21 abril 2008

stretno moj prijatelj *


Apetecia-me desenhar.
Não almejava uma obra de arte, apenas um pedaço de imaginação, ou um ‘eu’ distorcido.
Comecei o esboço e um rosto tomava contornos.
Eram contornos a preto e branco, talvez cinza, para ser mais precisa, devido ao carvão.
O avanço era pouco cromático por imprecisão da expressão que queria criar no retrato.
A paleta de cores, que ainda não tinha usado estava ali para colorir…
O cavalete segurava o meu retrato, inibido de cor.
A cada traço que delineava, ia encontrando uma imagem familiar.
Eram, na verdade, os riscos que corria.
A anulação de cor era vestígio dos dias cinzentos e macambúzios que me socorriam, quando mais ninguém tinha essa capacidade.
E de repente surgia novamente a omissão da paleta:
A paleta de cores estava ali para colorir…
Optei por deixar o rosto em primeiro plano, não ousei que os cabelos encobrissem a personalidade do desenho.
A sobrancelha, esguia, alinhava-se pelo olhar; vasto, incisivo, num toque indeciso ou longínquo.

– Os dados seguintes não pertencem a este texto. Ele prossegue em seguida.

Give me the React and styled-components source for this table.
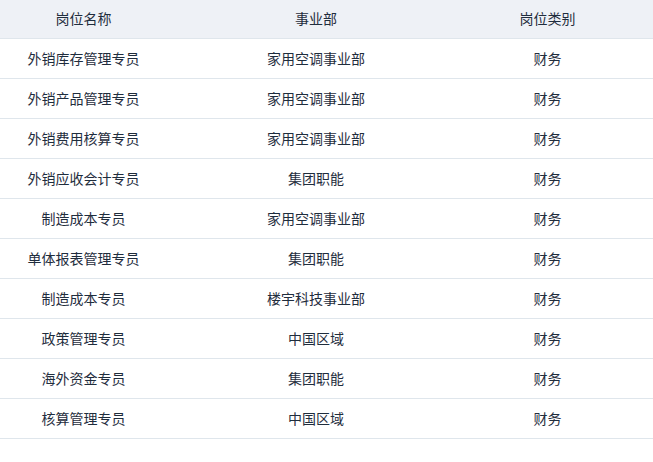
import React from 'react';
import styled, { createGlobalStyle } from 'styled-components';

const GlobalStyle = createGlobalStyle`
    html, body {
        margin: 0;
        padding: 0;
        background: #fff;
    }
    body {
        font-family: "Noto Sans CJK SC", "Noto Sans", sans-serif;
    }
`

const rows = [
    ['外销库存管理专员', '家用空调事业部', '财务'],
    ['外销产品管理专员', '家用空调事业部', '财务'],
    ['外销费用核算专员', '家用空调事业部', '财务'],
    ['外销应收会计专员', '集团职能', '财务'],
    ['制造成本专员', '家用空调事业部', '财务'],
    ['单体报表管理专员', '集团职能', '财务'],
    ['制造成本专员', '楼宇科技事业部', '财务'],
    ['政策管理专员', '中国区域', '财务'],
    ['海外资金专员', '集团职能', '财务'],
    ['核算管理专员', '中国区域', '财务'],
]

const Table = styled.div`
    width: 653px;
    font-size: 14px;
    color: #1f2d3d;
`

const Row = styled.div`
    display: grid;
    grid-template-columns: 167px 298px 165px 1fr;
    height: ${props => props.head ? '38px' : '39px'};
    background: ${props => props.head ? '#eef1f6' : '#fff'};
    border-bottom: 1px solid #dfe6ec;
`

const Cell = styled.div`
    display: flex;
    align-items: center;
    justify-content: center;
    padding-bottom: 2px;
    white-space: nowrap;
`

export default function App() {
    return (
        <>
            <GlobalStyle />
            <Table>
                <Row head>
                    <Cell>岗位名称</Cell>
                    <Cell>事业部</Cell>
                    <Cell>岗位类别</Cell>
                    <Cell />
                </Row>
                {rows.map((r, i) => (
                    <Row key={i}>
                        <Cell>{r[0]}</Cell>
                        <Cell>{r[1]}</Cell>
                        <Cell>{r[2]}</Cell>
                        <Cell />
                    </Row>
                ))}
            </Table>
        </>
    )
}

Definitivamente profundo.
As horas tinham passado em flecha, ainda que sem alvo e anoitecera.
A luz da lua iluminava o meu retrato. O foco da lua cheia era suficiente para me alumiar as ideias. Faltava pouco ou provavelmente muito, para terminá-lo.
As dúvidas atormentavam-me a composição da expressão e definição dos lábios. Estava disposta a rasgar um sorriso. Podia entreabri-los para confirmar o olhar. Queria eternizar o que a morte vai levar de mim.
Mais uma vez a indefinição abeirou-se-me, pela falta de cor.
Seria um desenho inacabado?
Ou uma manifestação cinzenta duma imagem que recriei.
Não estava a ser original.
(Re) conhecia-me, não na plenitude, mas na forma.
“A paleta de cores estava ali para colorir…”
Esse alcance fazia-me contrariar a vontade de avivar, aquele ser apagado e sem vida.
E tantas vezes passamos pela vida sem pegarmos nas cores, para a colorirmos, que subitamente encontrei alguma coragem e parti, na sua direcção. (pensei: se a coragem é gratuita porque é que estamos sucessivamente a escutar a frase: “Não tenho coragem”? ou mais errado ainda, a proferi-la?)
As tintas da paleta tinham secado, por isso refresquei-a com a textura e o odor, a fresco, a renovado.
Ostracizei a minha vontade, porque nem sempre ela me cumpre.
Dei-lhe cor, como se lhe tivesse dado vida.
Deleguei ao desenho o poder de transformação que me pertence.
Era um retrato de mulher.
Único.
Meu.
A sombra desapareceu.
E, o mundo das cores reproduziu-se. Uma única paleta não admitia tamanha diversidade cromática.
Se da noite brotam estrelas, nem ela gosta do vazio, da solidão, da escuridão.
A luz que erradia a vida é, por vezes, encoberta.
Destapo-a e ela toma o meu rumo.
Enquanto vaticínio, aceito-a.
Afinal, sobejamente, dizem que ‘há sempre uma luz ao fim do túnel’.

“Se não conseguimos encontrar contentamento em nós próprios, é inútil procurá-lo noutro lado.” (La Rouchefoucauld)


stretno moj prijatelj *


* “boa sorte” em Croata

1 comentário:

Misantrofiado disse...

Se a própria vida é incompleta, como é que eu devo aceitar terminar alguma coisa?
Tudo me parece indefinido, porque não vejo nem acredito que algo viva sozinho.
Enfim... percepções caleidoscópicas muito pessoais.

[La Rouchefoucauld] - concordo e divulgo.

Entendendo eu a sorte através de uma interpretação também muito pessoal, fico a pensar o que será má sorte!

O que é que arde sem se ver?
Camões escreveu de sua justiça... por exemplo.